Tuesday 4 March 2014

NPower: the power of regulation, improved customer service?

From recent, direct experience i.e. moving energy suppliers, NPower has shown that it has massively upped its game and improved its customer service. It almost feels like it might actually care about its customers, both new, existing and those leaving, and its service could possibly be heading for "best practice"?

For example, the energy bill clearly spells out which phone numbers to ring. There was an option to get NPower to phone back, and not lose your hard-won place in the queue, saving time. After a few security questions the account was readily available, the operator able to deal with refunds, notes of the conversation made and most importantly, the operator's name was provided in case there were further queries or something went wrong further down the line. This then smacks of real accountability, empowerment and taking full responsibility in terms of treating customers with respect.

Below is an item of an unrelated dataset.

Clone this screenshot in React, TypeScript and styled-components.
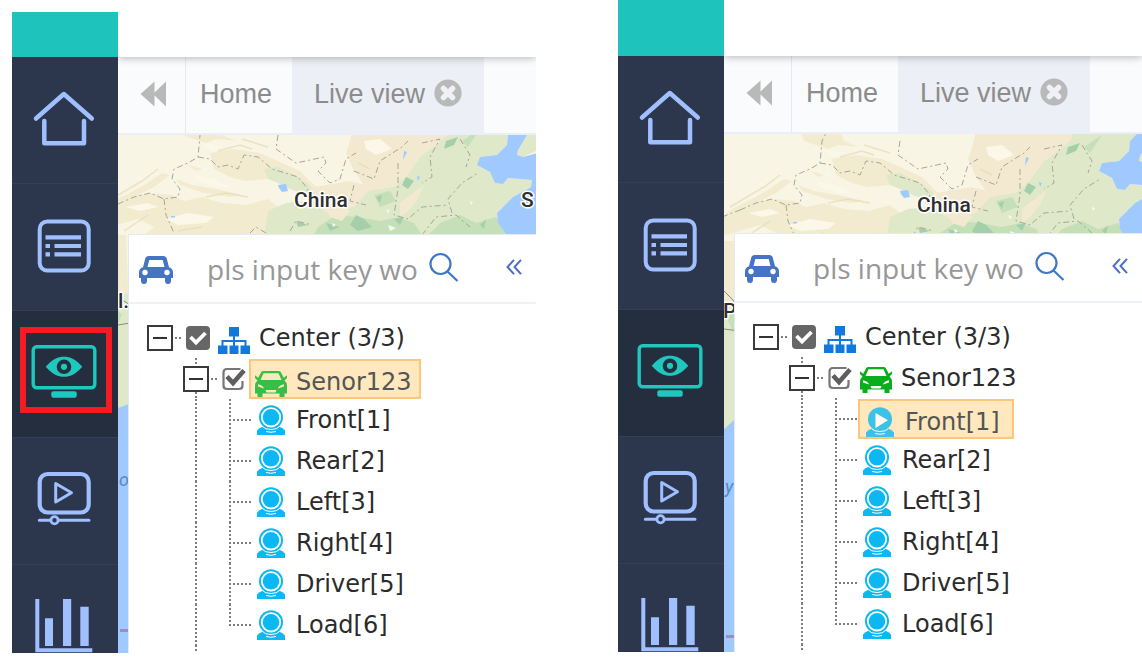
import React from "react";
import styled, { createGlobalStyle, css } from "styled-components";

const Global = createGlobalStyle`
  *, *::before, *::after { box-sizing: border-box; }
  body { margin: 0; background: #fff; }
  button { border: 0; padding: 0; margin: 0; background: none; font: inherit; color: inherit; cursor: pointer; }
  ul { list-style: none; margin: 0; padding: 0; }
`;

/* ---------- page frame ---------- */

const Page = styled.main`
  display: grid;
  grid-template-columns: minmax(0, 1fr) minmax(0, 1fr);
  column-gap: 82px;
  align-items: start;
  padding-left: 12px;
`;

const Window = styled.section<{ $top: number }>`
  display: grid;
  grid-template-columns: 106px minmax(0, 1fr);
  margin-top: ${(p) => p.$top}px;
  overflow: hidden;
`;

const Sidebar = styled.nav`
  display: flex;
  flex-direction: column;
  background: #2c374d;
`;

const Brand = styled.div<{ $h: number }>`
  height: ${(p) => p.$h}px;
  background: #1ec3bb;
`;

const NavButton = styled.button<{ $active?: boolean; $marked?: boolean }>`
  position: relative;
  display: flex;
  justify-content: center;
  padding: 34px 0 38px;
  border-bottom: 1px solid #323f5a;
  color: ${(p) => (p.$active ? "#1ec8be" : "#9fbfff")};
  background: ${(p) => (p.$active ? "#252e3e" : "transparent")};
  &:last-child { padding-bottom: 0; border-bottom: 0; }
  svg { display: block; overflow: visible; margin-right: 1px; }
  ${(p) =>
    p.$marked &&
    css`
      &::after {
        content: "";
        position: absolute;
        inset: 16px 6px 24px 8px;
        border: 6px solid #f51b22;
      }
    `}
`;

const Content = styled.div`
  display: flex;
  flex-direction: column;
  min-width: 0;
  overflow: hidden;
`;

const Header = styled.header<{ $h: number }>`
  position: relative;
  z-index: 1;
  height: ${(p) => p.$h}px;
  background: #fff;
  box-shadow: 0 1px 8px rgba(0, 0, 0, 0.28);
`;

/* ---------- tabs ---------- */

const TabBar = styled.div`
  display: flex;
  height: 78px;
  background: #fafbfd;
  border-bottom: 2px solid #e9eef8;
  color: #8c8c8c;
  font: 27px "Liberation Sans", Arial, sans-serif;
`;

const BackButton = styled.button`
  width: 68px;
  padding: 0 0 3px 3px;
  border-right: 1px solid #e4e9f4;
  svg { display: block; margin: 0 auto; }
`;

const Tab = styled.div<{ $active?: boolean }>`
  display: flex;
  align-items: center;
  gap: 9px;
  padding: ${(p) => (p.$active ? "0 22px 2px 22px" : "0 20px 2px 14px")};
  background: ${(p) => (p.$active ? "#eceff5" : "transparent")};
  white-space: nowrap;
  svg { display: block; margin-bottom: 3px; }
`;

/* ---------- map and floating panel ---------- */

const MapArea = styled.div`
  position: relative;
  flex: 1;
  padding: 99px 0 0 10px;
  background: #f9f5e4;
`;

const MapDrawing = styled.svg`
  position: absolute;
  inset: 0;
  width: 100%;
  height: 100%;
`;

const Panel = styled.div`
  position: relative;
  height: 100%;
  background: #fff;
  border: solid #e4ebf8;
  border-width: 1px 0 0 1px;
`;

const SearchBar = styled.div`
  display: flex;
  align-items: center;
  height: 69px;
  padding-left: 10px;
  border-bottom: 2px solid #eef1f7;
  svg { display: block; flex: none; margin-top: 2px; }
`;

const SearchInput = styled.input`
  flex: none;
  width: 222px;
  margin-left: 34px;
  padding: 0;
  border: 0;
  outline: 0;
  background: transparent;
  color: #555;
  font: 28px "Open Sans", "Noto Sans", sans-serif;
  &::placeholder { color: #979797; opacity: 1; }
`;

const IconButton = styled.button<{ $gap?: number }>`
  margin-left: ${(p) => p.$gap ?? 0}px;
  padding-bottom: 6px;
  color: #3e78c4;
`;

/* ---------- tree ---------- */

const TreeRoot = styled.div`
  padding: 13px 0 0 18px;
  color: #2b2b2b;
  font: 24px/43px "DejaVu Sans", Verdana, sans-serif;
`;

const Row = styled.div<{ $indent?: number; $h?: number }>`
  display: flex;
  height: ${(p) => p.$h ?? 41}px;
  padding-left: ${(p) => p.$indent ?? 0}px;
`;

const dotsV = css`
  background: repeating-linear-gradient(#7d7d7d 0 2px, transparent 2px 4px) center top / 2px 100% no-repeat;
`;

const ExpandCell = styled.div`
  display: flex;
  flex-direction: column;
  width: 26px;
`;

const Dots = styled.i<{ $on?: boolean }>`
  flex: 1;
  ${(p) => p.$on && dotsV}
`;

const Expander = styled.button`
  display: grid;
  place-items: center;
  width: 26px;
  height: 26px;
  border: 2px solid #3a3a3a;
  background: #fff;
  &::before { content: ""; width: 14px; height: 2px; background: #333; }
`;

const Connector = styled.i`
  align-self: center;
  width: 7px;
  height: 2px;
  margin: 0 4px 0 2px;
  background: repeating-linear-gradient(90deg, #7d7d7d 0 2px, transparent 2px 4px);
`;

const CheckLabel = styled.label`
  display: grid;
  align-content: center;
  width: 24px;
  margin-right: 3px;
  input, svg { grid-area: 1 / 1; width: 24px; height: 24px; margin: 0; }
  input { opacity: 0; }
  svg { display: block; pointer-events: none; }
`;

const Node = styled.button<{ $selected?: boolean; $leaf?: boolean }>`
  display: flex;
  gap: ${(p) => (p.$leaf ? 11 : 9)}px;
  height: 41px;
  padding: 0 ${(p) => (p.$leaf ? 12 : 7)}px 0 5px;
  white-space: nowrap;
  line-height: inherit;
  svg { display: block; margin-top: ${(p) => (p.$leaf ? 6 : 10)}px; }
  ${(p) =>
    p.$selected &&
    css`
      height: 40px;
      margin-top: 1px;
      border: 2px solid #ffc67a;
      padding-left: ${p.$leaf ? 6 : 4}px;
      background: #ffe8bd;
      color: #555;
      line-height: 42px;
    `}
`;

const Guide = styled.i`
  width: 26px;
  ${dotsV}
`;

const Branch = styled.i<{ $last?: boolean }>`
  width: 23px;
  margin-left: 20px;
  background:
    repeating-linear-gradient(#7d7d7d 0 2px, transparent 2px 4px) left top / 2px ${(p) => (p.$last ? "22px" : "100%")} no-repeat,
    repeating-linear-gradient(90deg, #7d7d7d 0 2px, transparent 2px 4px) left 20px / 22px 2px no-repeat;
`;

/* ---------- icons ---------- */

const navIcons: Record<string, React.ReactNode> = {
  Home: (
    <g fill="none" stroke="currentColor" strokeWidth="4.5" strokeLinecap="round" strokeLinejoin="round">
      <path d="M5 27.5 32.8 3 60.8 27.5" />
      <path d="M13.3 30V52.3H53V30" />
    </g>
  ),
  List: (
    <g fill="none" stroke="currentColor" strokeWidth="4">
      <rect x="8.7" y="3.5" width="49" height="49" rx="7.5" />
      <path d="M14.5 19.4H50M14.5 28H19M23.5 28H50M14.5 36.4H19M23.5 36.4H50" strokeWidth="4.2" />
    </g>
  ),
  "Live view": (
    <g>
      <rect x="2.2" y="1.7" width="61.6" height="41" rx="3.5" fill="none" stroke="currentColor" strokeWidth="3.4" />
      <path d="M14.7 21.8C22 13.5 27 11.8 33 11.8S44 13.5 51.3 21.8C44 30 39 31.8 33 31.8S22 30 14.7 21.8Z" fill="currentColor" />
      <circle cx="33" cy="21.8" r="5.2" fill="currentColor" stroke="#252e3e" strokeWidth="4.2" />
    <rect x="20.3" y="46.2" width="25.4" height="6.6" rx="2" fill="currentColor" />
    </g>
  ),
  Playback: (
    <g fill="none" stroke="currentColor">
      <rect x="8.7" y="2" width="49" height="38.5" rx="8" strokeWidth="4.2" />
      <path d="M24.7 11.5V30L40.5 20.7Z" strokeWidth="3" strokeLinejoin="round" />
      <path d="M8.3 48.2H19.5M27.5 48.2H58" strokeWidth="3" strokeLinecap="round" />
      <circle cx="23.5" cy="48.2" r="3.6" strokeWidth="2.8" />
    </g>
  ),
  Reports: (
    <g fill="currentColor">
      <path d="M4.3 0H8.3V49.3H61.3V53.3H4.3Z" />
      <path d="M14 19.3H22V47H14ZM32 0H40.2V47H32ZM49.3 7.7H57.7V47H49.3Z" />
    </g>
  ),
};

const Rewind = () => (
  <svg width="26" height="26" viewBox="0 0 26 26" fill="#b9b9b9" aria-hidden="true">
    <path d="M14.5 .5V25.5L.5 13ZM26 .5V25.5L13 13Z" />
  </svg>
);

const CloseDisc = () => (
  <svg width="28" height="28" viewBox="0 0 28 28" aria-hidden="true">
    <circle cx="14" cy="14" r="13.6" fill="#b9b9b9" />
    <path
      d="M9.5 9.5 18.500 18.500M18.500 9.500 9.500 18.500"
      stroke="#eff1f6"
      strokeWidth="5.500"
      strokeLinecap="round"
    />
  </svg>
);

const BlueCar = () => (
  <svg width="34" height="28" viewBox="0 0 34 28" aria-hidden="true">
    <path
      fill="#4574c4"
      fillRule="evenodd"
      d="M9.8 0H24.2Q27 0 27.8 2.8L30 11.2Q34 12.5 34 16.5V22H32V24.5Q32 28 29 28T26 24.5V22H8V24.5Q8 28 5 28T2 24.5V22H0V16.5Q0 12.5 4 11.2L6.2 2.8Q7 0 9.8 0ZM10.3 4 8.5 11H25.5L23.7 4Z"
    />
    <circle cx="6" cy="16.500" r="2.700" fill="#fff" />
    <circle cx="28" cy="16.500" r="2.700" fill="#fff" />
  </svg>
);

const Magnifier = () => (
  <svg width="30" height="30" viewBox="0 0 30 30" fill="none" stroke="currentColor" strokeWidth="2.2" aria-hidden="true">
    <circle cx="11.5" cy="12" r="10" />
    <path d="M18.5 19.5 28.5 29" />
  </svg>
);

const ChevronsLeft = () => (
  <svg width="16" height="16" viewBox="0 0 16 16" fill="none" stroke="#4a6fc4" strokeWidth="2" aria-hidden="true">
    <path d="M8 .8 1.5 8 8 15.2M15 .8 8.5 8 15 15.2" />
  </svg>
);

const CheckSolid = () => (
  <svg viewBox="0 0 24 24" aria-hidden="true">
    <rect width="24" height="24" rx="4" fill="#666" />
    <path d="M4.5 11 10 16.5 19.5 7" fill="none" stroke="#fff" strokeWidth="3.8" />
  </svg>
);

const CheckOutline = () => (
  <svg viewBox="0 0 24 24" fill="none" aria-hidden="true">
    <path d="M18.5 2H5Q1.5 2 1.5 5.5V18.5Q1.5 22 5 22H17Q20.5 22 20.5 18.5V14" stroke="#777" strokeWidth="2.2" />
    <path d="M5 9.5 11 16 22 3.5" stroke="#5e5e5e" strokeWidth="4.6" />
  </svg>
);

const Sitemap = () => (
  <svg width="32" height="27" viewBox="0 0 32 27" fill="#1279dc" aria-hidden="true">
    <path d="M11 0H21V9.5H17V13H28.5V18.5H32V27H22.5V18.5H26.5V15H17V18.5H20.5V27H11.5V18.5H15V15H5.5V18.5H9.5V27H0V18.5H3.5V13H15V9.5H11Z" />
  </svg>
);

const Vehicle = ({ color }: { color: string }) => (
  <svg width="32" height="26" viewBox="0 0 32 26" aria-hidden="true">
    <path
      fill={color}
      fillRule="evenodd"
      d="M8 0H24Q25.5 0 26 1.5L28.8 6.8 32 4.2V7L29.5 9.5Q32 11.5 32 14.5V22.5H29.5V26H24.5V22.5H7.5V26H2.5V22.5H0V14.5Q0 11.5 2.5 9.5L0 7V4.2L3.2 6.8 6 1.5Q6.5 0 8 0ZM8.5 2.2 5.5 9H26.5L23.5 2.2ZM3 13.2V15.5L9 17.5Q8.5 14.5 3 13.2ZM29 13.2V15.5L23 17.5Q23.5 14.5 29 13.2ZM10.5 19 11.5 21.5H20.5L21.5 19Z"
    />
  </svg>
);

const Camera = ({ playing }: { playing?: boolean }) => (
  <svg width="28" height="30" viewBox="0 0 28 30" aria-hidden="true" opacity={playing ? 0.8 : 1}>
    <path fill="#0cb8f2" d="M0 30V25.500Q2 23 6 21.500H22Q26 23 28 25.500V30Z" />
    <circle cx="14" cy="12.300" r="12" fill="#0cb8f2" />
    {playing ? (
      <path d="M9.500 6 22 13.300 9.500 21Z" fill="#fff" />
    ) : (
      <circle cx="14" cy="12.300" r="9.200" fill="#0cb8f2" stroke="#fff" strokeWidth="1.800" />
    )}
    <path d="M5.500 21.500Q8 24.500 14 24.500T22.500 21.500M9 26.500Q14 28 19 26.500" fill="none" stroke="#fff" strokeWidth="1" />
  </svg>
);

/* ---------- map ---------- */

type Label = { x: number; y: number; text: string; water?: boolean };

const MapArt = ({ dx, dy, labels }: { dx: number; dy: number; labels: Label[] }) => (
  <MapDrawing aria-hidden="true">
    <g transform={`translate(${dx} ${dy})`}>
      <rect x="-20" y="-10" width="470" height="700" fill="#f9f5e4" />
      <g fill="#f2ebcf">
        <path d="M-20 78Q-8 66 8 60L26 50 44 38 52 40 36 52 20 60 34 58 54 60 66 66 84 62 104 68 128 70 150 64 160 72 158 100 26 100 36 92 20 84 6 88-20 96Z" />
        <path d="M60-10H100L104 0 118 6 98 4 88 8 64 0ZM92 18 116 14 142 18 160 26 182 36 196 50 210 58 204 66 186 60 172 50 150 44 128 46 112 42 96 34Z" />
        <path d="M98 22 114 20 138 30 130 40 112 34Z" />
        <path d="M58 44 74 50 98 54 124 60 112 62 86 58 62 50ZM70 30 84 34 78 36ZM-20 100 8 100 11 180-20 180Z" />
      </g>
      <g fill="#f3e9d0">
        <path d="M236-10H335L330 0 318 18 300 24 292 44 280 54 262 56 246 50 236 36 228 18 232 6ZM196 52 232 46 262 54 290 50 300 62 286 76 258 70 236 74 220 92 200 80 190 66Z" />
      </g>
      <g fill="#fbf8ea">
        <path d="M48 84 70 78 96 82 88 88 60 90ZM8 72 30 68 40 72 22 76ZM246 6 262 4 274 14 258 20 248 14ZM84 8 104 12 94 16ZM76 40 96 44 112 52 98 52 80 46Z" />
      </g>
      <g fill="#dfe9ca">
        <path d="M146 34 160 32 180 42 194 52 188 60 172 54 160 48 150 44Z" />
        <path d="M150 76 168 68 190 66 210 78 236 72 250 56 276 52 290 40 302 22 318 10 330 0 334-10H402L390 0 389 10 379 20 362 22 359 30 372 37 377 48 385 49 390 43 414 45 413 52 395 62 389 68 379 78 380 88 392 104H146Z" />
        <path d="M409-10V0L400 15 399 20 405 22 440 6V-10Z" />
        <path d="M-20 168 0 160 11 158 14 274-20 300Z" />
      </g>
      <g fill="#c5e0b8">
        <path d="M310 100 322 88 342 80 358 88 378 82 392 102ZM200 92 218 80 240 82 262 86 280 82 296 88 304 100H196ZM256 60 272 56 278 66 262 72ZM344 6 362-6 350 12ZM-14 176-6 168 4 180-4 196Z" />
      </g>
      <g fill="#a5cfaa">
        <path d="M238 80 246 84 254 92 240 96 232 90ZM288 42 296 46 290 54 284 50ZM294 58 300 62 290 72 284 74ZM258 62 264 60 262 68ZM328 6 340 2 336 10 326 14ZM362 90 368 84 366 94ZM276 84 286 82 282 90ZM208 88 222 92 212 96ZM178 86 190 90 180 92Z" />
      </g>
      <g fill="#f3e9d0">
        <path d="M206 70 222 66 232 76 224 86 212 82ZM282 68 292 60 306 50 300 64 290 76 282 82Z" />
      </g>
      <g fill="#f6faf0">
        <path d="M270 90 278 93 272 96ZM214 88 218 90 215 92ZM352 66 355 67 353 70ZM268 74 272 76 270 78ZM84 32 92 33 86 35ZM20 42 26 43 22 45Z" />
      </g>
      <g fill="#9fc9ff">
        <path d="M400-10 390 0 389 10 379 20 362 22 359 30 372 37 377 48 385 49 390 43 414 45 413 52 395 62 389 68 379 78 380 88 392 104H450V10L405 22 399 20 400 15 409 0V-10Z" />
        <path d="M160 50 168 49 170 56 164 57 161 53ZM286 16 289 17 285 25ZM299 41 302 42 300 46ZM53 81H57V82.5H53Z" />
        <path d="M-20 292-6 279 0 273 14 268V700H-20Z" />
      </g>
      <g fill="none" stroke="#a7a59a" strokeWidth="1" strokeDasharray="6 3 2 3">
        <path d="M0 69 16 62 32 58 46 64 60 62 62 54 54 44 56 34 70 28 80 22 82 0 86-8M-18 76 0 69M46 64 48 80 56 98" />
        <path d="M80 22 92 24 100 32 110 30 120 34 126 20 140 22 154 34 180 42 190 54 186 62M160 0 158 14 178 28 206 22 208 28 200 36 212 48 222 44 228 24 238 18" />
        <path d="M236 36 256 44 262 26 284 12 290 6M236 50 232 66 248 70M280 28 280 54 276 80 290 84 304 72 330 70M304 8 322 4 312 22 314 42 304 48M334 78 330 64 344 48 360 38M342 4 352 20 348 32M132 98 138 92 148 98M172 96 178 86 194 90M304 100 318 82 338 80 352 92" />
      </g>
      <g fill="none" stroke="#e6ddbc" strokeWidth="1.5" opacity=".8">
        <path d="M-10 66 24 46 40 34M88 62 108 58 130 62M100 16 122 10 134 14M60 96 84 92M124 4 150 12M6 96 30 80M240 28 252 34" />
      </g>
      <g fill="none" stroke="#8c8a80" strokeWidth="1">
        <path d="M-16 150-8 158-2 166 6 166 12 170M-16 188 0 190 12 188" />
      </g>
      <path d="M-14 495.500H-2M2 495.500H14" stroke="#9a8fb8" strokeWidth="3" />
    </g>
    {labels.map((l) => (
      <text
        key={l.text}
        x={l.x}
        y={l.y}
        fontFamily="Roboto, sans-serif"
        fontSize={l.water ? 18 : 21}
        fontWeight={l.water ? 400 : 500}
        fontStyle={l.water ? "italic" : "normal"}
        fill={l.water ? "#5a86c9" : "#2f2f2f"}
        stroke={l.water ? "none" : "#fff"}
        strokeWidth="3"
        strokeLinejoin="round"
        paintOrder="stroke"
      >
        {l.text}
      </text>
    ))}
  </MapDrawing>
);

/* ---------- one application window ---------- */

const cameras = ["Front[1]", "Rear[2]", "Left[3]", "Right[4]", "Driver[5]", "Load[6]"];

type ScreenProps = {
  top: number;
  headerHeight: number;
  marked?: boolean;
  selected: string;
  shift: [number, number];
  labels: Label[];
};

const Screen = ({ top, headerHeight, marked, selected, shift, labels }: ScreenProps) => (
  <Window $top={top}>
    <Sidebar>
      <Brand $h={headerHeight} />
      {Object.entries(navIcons).map(([name, art]) => (
        <NavButton
          key={name}
          type="button"
          aria-label={name}
          $active={name === "Live view"}
          $marked={marked && name === "Live view"}
        >
          <svg width="67" height="54" viewBox="0 0 67 54" aria-hidden="true">
            {art}
          </svg>
        </NavButton>
      ))}
    </Sidebar>
    <Content>
      <Header $h={headerHeight} />
      <TabBar>
        <BackButton type="button" aria-label="Scroll tabs back">
          <Rewind />
        </BackButton>
        <Tab>
          <button type="button">Home</button>
        </Tab>
        <Tab $active>
          <button type="button">Live view</button>
          <button type="button" aria-label="Close tab">
            <CloseDisc />
          </button>
        </Tab>
      </TabBar>
      <MapArea>
        <MapArt dx={shift[0]} dy={shift[1]} labels={labels} />
        <Panel>
          <SearchBar>
            <BlueCar />
            <SearchInput type="text" aria-label="Key word" placeholder="pls input key wo" />
            <IconButton type="button" aria-label="Search">
              <Magnifier />
            </IconButton>
            <IconButton type="button" aria-label="Collapse panel" $gap={47}>
              <ChevronsLeft />
            </IconButton>
          </SearchBar>
          <TreeRoot>
            <Row>
              <ExpandCell>
                <Dots />
                <Expander type="button" aria-label="Collapse Center" />
                <Dots />
              </ExpandCell>
              <Connector />
              <CheckLabel>
                <input type="checkbox" aria-label="Center" defaultChecked />
                <CheckSolid />
              </CheckLabel>
              <Node type="button">
                <Sitemap />
                Center (3/3)
              </Node>
            </Row>
            <Row $indent={36}>
              <ExpandCell>
                <Dots $on />
                <Expander type="button" aria-label="Collapse Senor123" />
                <Dots $on />
              </ExpandCell>
              <Connector />
              <CheckLabel>
                <input type="checkbox" aria-label="Senor123" defaultChecked />
                <CheckOutline />
              </CheckLabel>
              <Node type="button" $selected={selected === "Senor123"}>
                <Vehicle color={selected === "Senor123" ? "#3abd48" : "#0aad1c"} />
                Senor123
              </Node>
            </Row>
            <ul>
              {cameras.map((name, i) => (
                <li key={name}>
                  <Row $indent={36}>
                    <Guide />
                    <Branch $last={i === cameras.length - 1} />
                    <Node type="button" $leaf $selected={selected === name}>
                      <Camera playing={selected === name} />
                      {name}
                    </Node>
                  </Row>
                </li>
              ))}
            </ul>
            <Row $indent={36} $h={7}>
              <Guide />
            </Row>
          </TreeRoot>
        </Panel>
      </MapArea>
    </Content>
  </Window>
);

export default function App() {
  return (
    <>
      <Global />
      <Page>
        <Screen
          top={12}
          headerHeight={45}
          marked
          selected="Senor123"
          shift={[0, 0]}
          labels={[
            { x: 176, y: 72, text: "China" },
            { x: 403, y: 72, text: "S" },
            { x: 0, y: 173, text: "l." },
            { x: 1, y: 351, text: "o", water: true },
          ]}
        />
        <Screen
          top={0}
          headerHeight={56}
          selected="Front[1]"
          shift={[16, 7]}
          labels={[
            { x: 193, y: 78, text: "China" },
            { x: -1, y: 184, text: "P" },
            { x: 1, y: 359, text: "y", water: true },
          ]}
        />
      </Page>
    </>
  );
}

And while it's actually pretty simple and straightforward practice, ie treating others as you'd like to be treated yourself, it does demonstrate the power of regulation, fines where it hurts and of course the further wound of customers leaving in droves. Let's hope all these service companies are now upping their game so that talking about the basics in this way no longer becomes something to shout about but the norm of everyday ethical employee behaviour.